JOHANNESBURG (miningweekly.com) – The disposal of thermal coal mines in response to environmental, social and governance (ESG) investors is not lowering carbon dioxide (CO2) emissions but exacerbating the problem, Glencore CEO Ivan Glasenberg pointed out on Friday.
Questioned by Financial Times (FT) natural resources editor Neil Hume at the FT Commodities Mining Summit during a panel discussion with Anglo American CEO Mark Cutifani, Glasenberg said that allowing coal majors to deplete their own coal assets contributed more to the Paris Agreement on climate change than their disposal to companies that were then free to grow them rather than deplete them. (Also watch attached Creamer Media video.)
“We have a large resource of coal but we are running down the mines that we’re operating; they are coming to the end of their lives. We will run down these mines without replacing them and without building new mines,” Glasenberg said during the virtual event covered by Mining Weekly.
The main areas where Glenore is doing that are in Colombia, where Prodeco is already on care and maintenance, and the Cerrejon joint venture mine with Anglo American, which comes to the end of its life in 2031.
“We also have South African operations which will deplete. That’s what we’re doing. We’re running down those operations so we are able to reduce our Scope 3 emissions by 30%,” Glasenberg said.
Scope 3 emissions are the result of activities from assets not owned or controlled by the reporting organisation, but that the organisation indirectly impacts in its value chain. Scope 3 emissions include all sources not within an organisation's scope 1 and 2 boundary. Scope 1 covers direct emissions from owned or controlled sources. Scope 2 covers indirect emissions from the generation of purchased electricity, steam, heating and cooling consumed by the reporting company. Scope 3 includes all other indirect emissions that occur in a company's value chain.

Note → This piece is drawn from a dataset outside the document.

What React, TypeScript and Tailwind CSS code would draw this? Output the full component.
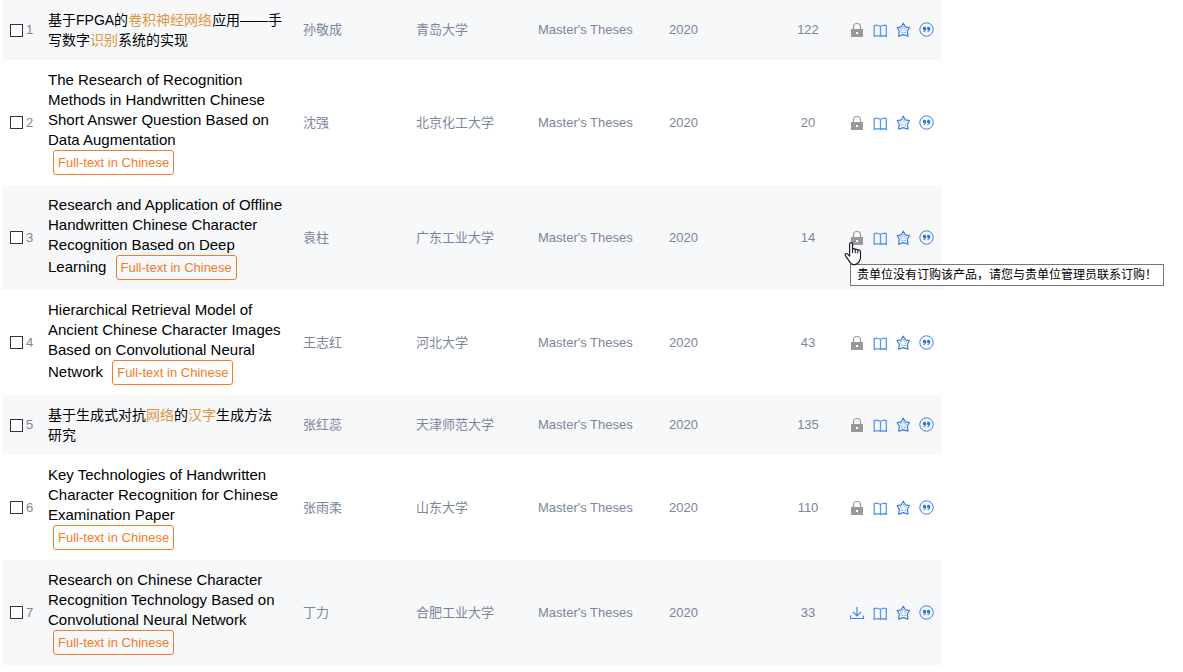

The other view, which Glasenberg said was being taken by some coal companies to reduce Scope 3, was to spin off or sell their coal mines to buyers with no restrictions.
“If you look at that, how does that help the world to reach the Paris accord? Those mines are not depleting and running down. Those mines are going into the hands of other players in the industry, who have no intention of reducing Scope 3 emissions and if anything, it gives them a free hand to start producing more coal," he said.
“So, I don’t see where spinning off or selling coal mines is going to help the world to hit the Paris climate accord. So, we're rather saying we’ll own them, we’ll run them down and by doing that, we’ve got more chance of reaching the Paris accord than anyone else because of our reduction of Scope 3 emissions.
“Secondly, what we are able to do by running down our coal mines and reducing our Scope 3 emissions is we generate cash during that period and we invest that money in the new generation mines which we have.
“We’re then taking that money and funding, maybe brownfield, as you said you’ve heard my opinion on greenfield, expansion at the mines which are for the new generation commodities, copper, and as you are aware we are a major copper producer in the world, we produce 1.3-million tonnes of copper, and we’ll continue producing that in future. We’re also the largest producer of cobalt, and we all know that that is required in the batteries for the electric vehicles. We produce about 46 000 t of cobalt in an 140 000 t market. We're a major producer of nickel, which is required in batteries, and look at the demand for that going forward in the battery required in electric vehicles, there’s big demand for that.
“So, we are starting to transverse those funds out of the coal business into these new generation commodities. So, I think we’re in a unique position to be able to do that,” Glasenberg added.
Asked by moderator Hume to comment on Glasenberg’s contention that selling coal assets did not really address the Scope 3 issue because the assets were just being passed on to somebody else, Cutifani said: “I think he’s absolutely right and when we talked about what we were doing in thermal coal, we made the point that a responsible transition meant that we just didn’t sell assets on a whim. We sold our thermal assetsto responsible producers. It’s been done in a responsible way.
"At the end of the day, shareholders have to make a choice about the companies they’re willing to invest in. We made a decision. Thermal coal this year is 1% of our Ebitda. For that noise, it’s better off we transition into those commodities of the future that we think will really provide the returns for our shareholders and we’ve taken the view that the transition from thermal coal will probably happen a bit quicker than people think because we think that the use of renewables, the transition to hydrogen, batteries and other products will be quicker than people anticipate.
“We’re also driven by our financial imperative as well. We have to make sure our stakeholders are all managed appropriately so we just don’t bail out overnight. As Ivan said, we must think very carefully about the way we transition,” said Cutifani.